Apesar da falta de incentivo da atual Casa Branca, muitos estados e empresas dos EUA se moveram para reduzir as emissões, enquanto as mudanças climáticas aumentaram a agenda do investidor global, inclusive em Wall Street.
Grupos que representam a BlackRock Inc, com sede em Nova York, a maior administradora de ativos do mundo, e outras administradoras de ativos nos Estados Unidos, Europa, Ásia, Austrália e Nova Zelândia, que juntas administram trilhões de dólares em ativos, emitiram um comunicado conjunto instando os Estados Unidos a voltarem rapidamente ao acordo.
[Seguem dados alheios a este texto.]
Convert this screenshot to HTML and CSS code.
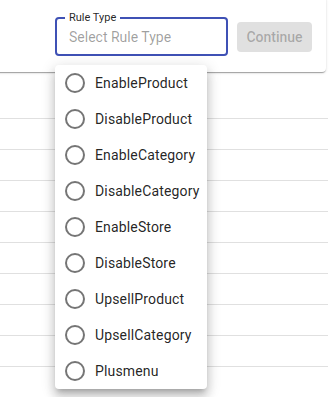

Se Biden vencesse, poderia voltar a aderir ao acordo de Paris por meio de um processo que levaria 30 dias.
Uma vitória de Trump, no entanto, “selaria o destino dos Estados Unidos – pelo menos em nível federal – como um país isolado do resto do mundo: impotente para moldar o diálogo internacional ou a direção do clima”, disse Nat Keohane, vice-presidente sênior para o clima no Fundo de Defesa Ambiental sem fins lucrativos.